*SET TASK*
Please retype the data in full and exactly; the pictures are not part of the copy.

*SUPPLIED INFORMATION*
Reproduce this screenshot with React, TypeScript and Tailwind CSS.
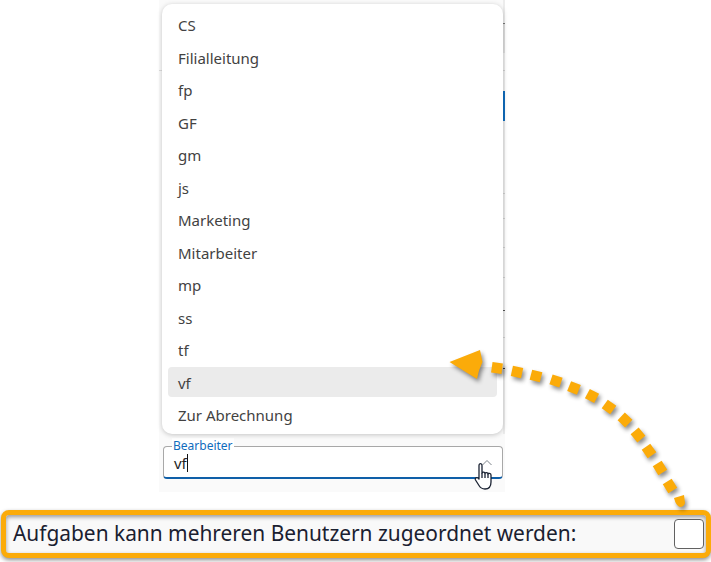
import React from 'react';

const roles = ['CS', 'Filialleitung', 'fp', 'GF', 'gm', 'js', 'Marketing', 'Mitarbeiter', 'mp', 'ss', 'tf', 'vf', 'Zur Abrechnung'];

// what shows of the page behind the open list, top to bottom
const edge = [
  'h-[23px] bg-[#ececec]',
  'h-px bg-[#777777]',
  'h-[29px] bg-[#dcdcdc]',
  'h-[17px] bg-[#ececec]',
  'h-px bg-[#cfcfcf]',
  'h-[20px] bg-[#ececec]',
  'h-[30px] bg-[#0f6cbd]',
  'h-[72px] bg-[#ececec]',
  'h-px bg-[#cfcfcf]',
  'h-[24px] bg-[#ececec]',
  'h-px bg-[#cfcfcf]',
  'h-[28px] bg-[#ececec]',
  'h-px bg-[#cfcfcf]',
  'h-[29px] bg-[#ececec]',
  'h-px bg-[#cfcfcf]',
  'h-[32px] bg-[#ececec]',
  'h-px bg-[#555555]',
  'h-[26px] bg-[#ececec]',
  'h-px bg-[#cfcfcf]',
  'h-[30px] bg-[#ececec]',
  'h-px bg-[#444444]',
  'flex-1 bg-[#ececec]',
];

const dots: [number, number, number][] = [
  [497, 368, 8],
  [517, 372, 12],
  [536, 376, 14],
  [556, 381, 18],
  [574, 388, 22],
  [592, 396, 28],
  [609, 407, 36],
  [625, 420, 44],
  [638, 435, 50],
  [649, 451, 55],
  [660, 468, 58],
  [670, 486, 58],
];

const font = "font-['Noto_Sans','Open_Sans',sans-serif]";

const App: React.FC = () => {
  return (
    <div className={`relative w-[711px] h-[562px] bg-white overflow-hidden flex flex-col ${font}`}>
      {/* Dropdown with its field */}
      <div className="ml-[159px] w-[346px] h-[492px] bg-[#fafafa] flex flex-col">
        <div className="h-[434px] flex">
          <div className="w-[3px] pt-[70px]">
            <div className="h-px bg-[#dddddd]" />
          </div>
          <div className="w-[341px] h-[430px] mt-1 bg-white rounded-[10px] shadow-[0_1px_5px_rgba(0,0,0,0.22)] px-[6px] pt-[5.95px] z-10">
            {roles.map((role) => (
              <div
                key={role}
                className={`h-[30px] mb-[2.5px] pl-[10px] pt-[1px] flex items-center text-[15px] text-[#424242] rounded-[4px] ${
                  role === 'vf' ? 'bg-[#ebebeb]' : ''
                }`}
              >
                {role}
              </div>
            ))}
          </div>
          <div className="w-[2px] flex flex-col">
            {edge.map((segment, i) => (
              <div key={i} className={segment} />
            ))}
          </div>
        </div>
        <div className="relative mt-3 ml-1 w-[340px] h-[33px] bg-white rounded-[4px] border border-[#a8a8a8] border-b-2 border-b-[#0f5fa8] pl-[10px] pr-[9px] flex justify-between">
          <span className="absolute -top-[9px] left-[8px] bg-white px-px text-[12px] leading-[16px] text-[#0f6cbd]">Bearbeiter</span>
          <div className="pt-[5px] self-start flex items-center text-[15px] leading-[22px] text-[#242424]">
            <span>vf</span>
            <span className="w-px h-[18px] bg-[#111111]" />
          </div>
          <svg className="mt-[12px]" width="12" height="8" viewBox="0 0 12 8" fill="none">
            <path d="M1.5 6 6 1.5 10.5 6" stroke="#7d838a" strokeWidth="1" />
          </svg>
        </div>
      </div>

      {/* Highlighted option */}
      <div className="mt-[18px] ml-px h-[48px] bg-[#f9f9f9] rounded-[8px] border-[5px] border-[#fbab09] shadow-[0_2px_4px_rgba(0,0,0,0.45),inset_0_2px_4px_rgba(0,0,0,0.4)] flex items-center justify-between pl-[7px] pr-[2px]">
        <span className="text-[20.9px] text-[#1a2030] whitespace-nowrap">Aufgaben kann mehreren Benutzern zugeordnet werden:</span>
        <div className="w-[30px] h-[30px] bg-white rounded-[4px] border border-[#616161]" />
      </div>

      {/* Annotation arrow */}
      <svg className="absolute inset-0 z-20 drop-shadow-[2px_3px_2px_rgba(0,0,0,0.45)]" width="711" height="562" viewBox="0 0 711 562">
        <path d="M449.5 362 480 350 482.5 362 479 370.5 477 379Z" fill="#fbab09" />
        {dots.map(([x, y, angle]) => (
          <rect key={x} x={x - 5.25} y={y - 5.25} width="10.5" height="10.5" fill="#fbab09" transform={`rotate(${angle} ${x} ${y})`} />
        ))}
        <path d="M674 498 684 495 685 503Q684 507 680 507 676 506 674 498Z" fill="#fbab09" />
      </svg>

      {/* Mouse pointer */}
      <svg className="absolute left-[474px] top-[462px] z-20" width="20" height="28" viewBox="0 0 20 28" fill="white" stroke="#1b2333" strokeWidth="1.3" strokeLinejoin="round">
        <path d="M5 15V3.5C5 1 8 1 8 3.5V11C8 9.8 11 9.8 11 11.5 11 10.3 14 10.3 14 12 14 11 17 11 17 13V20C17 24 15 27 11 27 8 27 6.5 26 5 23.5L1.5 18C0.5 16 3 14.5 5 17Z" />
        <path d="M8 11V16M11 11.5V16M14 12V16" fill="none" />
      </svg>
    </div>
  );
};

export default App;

*EXPECTED ANSWER*
Reproduce this screenshot with React, TypeScript and Tailwind CSS.
import React from 'react';

const roles = ['CS', 'Filialleitung', 'fp', 'GF', 'gm', 'js', 'Marketing', 'Mitarbeiter', 'mp', 'ss', 'tf', 'vf', 'Zur Abrechnung'];

// what shows of the page behind the open list, top to bottom
const edge = [
  'h-[23px] bg-[#ececec]',
  'h-px bg-[#777777]',
  'h-[29px] bg-[#dcdcdc]',
  'h-[17px] bg-[#ececec]',
  'h-px bg-[#cfcfcf]',
  'h-[20px] bg-[#ececec]',
  'h-[30px] bg-[#0f6cbd]',
  'h-[72px] bg-[#ececec]',
  'h-px bg-[#cfcfcf]',
  'h-[24px] bg-[#ececec]',
  'h-px bg-[#cfcfcf]',
  'h-[28px] bg-[#ececec]',
  'h-px bg-[#cfcfcf]',
  'h-[29px] bg-[#ececec]',
  'h-px bg-[#cfcfcf]',
  'h-[32px] bg-[#ececec]',
  'h-px bg-[#555555]',
  'h-[26px] bg-[#ececec]',
  'h-px bg-[#cfcfcf]',
  'h-[30px] bg-[#ececec]',
  'h-px bg-[#444444]',
  'flex-1 bg-[#ececec]',
];

const dots: [number, number, number][] = [
  [497, 368, 8],
  [517, 372, 12],
  [536, 376, 14],
  [556, 381, 18],
  [574, 388, 22],
  [592, 396, 28],
  [609, 407, 36],
  [625, 420, 44],
  [638, 435, 50],
  [649, 451, 55],
  [660, 468, 58],
  [670, 486, 58],
];

const font = "font-['Noto_Sans','Open_Sans',sans-serif]";

const App: React.FC = () => {
  return (
    <div className={`relative w-[711px] h-[562px] bg-white overflow-hidden flex flex-col ${font}`}>
      {/* Dropdown with its field */}
      <div className="ml-[159px] w-[346px] h-[492px] bg-[#fafafa] flex flex-col">
        <div className="h-[434px] flex">
          <div className="w-[3px] pt-[70px]">
            <div className="h-px bg-[#dddddd]" />
          </div>
          <div className="w-[341px] h-[430px] mt-1 bg-white rounded-[10px] shadow-[0_1px_5px_rgba(0,0,0,0.22)] px-[6px] pt-[5.95px] z-10">
            {roles.map((role) => (
              <div
                key={role}
                className={`h-[30px] mb-[2.5px] pl-[10px] pt-[1px] flex items-center text-[15px] text-[#424242] rounded-[4px] ${
                  role === 'vf' ? 'bg-[#ebebeb]' : ''
                }`}
              >
                {role}
              </div>
            ))}
          </div>
          <div className="w-[2px] flex flex-col">
            {edge.map((segment, i) => (
              <div key={i} className={segment} />
            ))}
          </div>
        </div>
        <div className="relative mt-3 ml-1 w-[340px] h-[33px] bg-white rounded-[4px] border border-[#a8a8a8] border-b-2 border-b-[#0f5fa8] pl-[10px] pr-[9px] flex justify-between">
          <span className="absolute -top-[9px] left-[8px] bg-white px-px text-[12px] leading-[16px] text-[#0f6cbd]">Bearbeiter</span>
          <div className="pt-[5px] self-start flex items-center text-[15px] leading-[22px] text-[#242424]">
            <span>vf</span>
            <span className="w-px h-[18px] bg-[#111111]" />
          </div>
          <svg className="mt-[12px]" width="12" height="8" viewBox="0 0 12 8" fill="none">
            <path d="M1.5 6 6 1.5 10.5 6" stroke="#7d838a" strokeWidth="1" />
          </svg>
        </div>
      </div>

      {/* Highlighted option */}
      <div className="mt-[18px] ml-px h-[48px] bg-[#f9f9f9] rounded-[8px] border-[5px] border-[#fbab09] shadow-[0_2px_4px_rgba(0,0,0,0.45),inset_0_2px_4px_rgba(0,0,0,0.4)] flex items-center justify-between pl-[7px] pr-[2px]">
        <span className="text-[20.9px] text-[#1a2030] whitespace-nowrap">Aufgaben kann mehreren Benutzern zugeordnet werden:</span>
        <div className="w-[30px] h-[30px] bg-white rounded-[4px] border border-[#616161]" />
      </div>

      {/* Annotation arrow */}
      <svg className="absolute inset-0 z-20 drop-shadow-[2px_3px_2px_rgba(0,0,0,0.45)]" width="711" height="562" viewBox="0 0 711 562">
        <path d="M449.5 362 480 350 482.5 362 479 370.5 477 379Z" fill="#fbab09" />
        {dots.map(([x, y, angle]) => (
          <rect key={x} x={x - 5.25} y={y - 5.25} width="10.5" height="10.5" fill="#fbab09" transform={`rotate(${angle} ${x} ${y})`} />
        ))}
        <path d="M674 498 684 495 685 503Q684 507 680 507 676 506 674 498Z" fill="#fbab09" />
      </svg>

      {/* Mouse pointer */}
      <svg className="absolute left-[474px] top-[462px] z-20" width="20" height="28" viewBox="0 0 20 28" fill="white" stroke="#1b2333" strokeWidth="1.3" strokeLinejoin="round">
        <path d="M5 15V3.5C5 1 8 1 8 3.5V11C8 9.8 11 9.8 11 11.5 11 10.3 14 10.3 14 12 14 11 17 11 17 13V20C17 24 15 27 11 27 8 27 6.5 26 5 23.5L1.5 18C0.5 16 3 14.5 5 17Z" />
        <path d="M8 11V16M11 11.5V16M14 12V16" fill="none" />
      </svg>
    </div>
  );
};

export default App;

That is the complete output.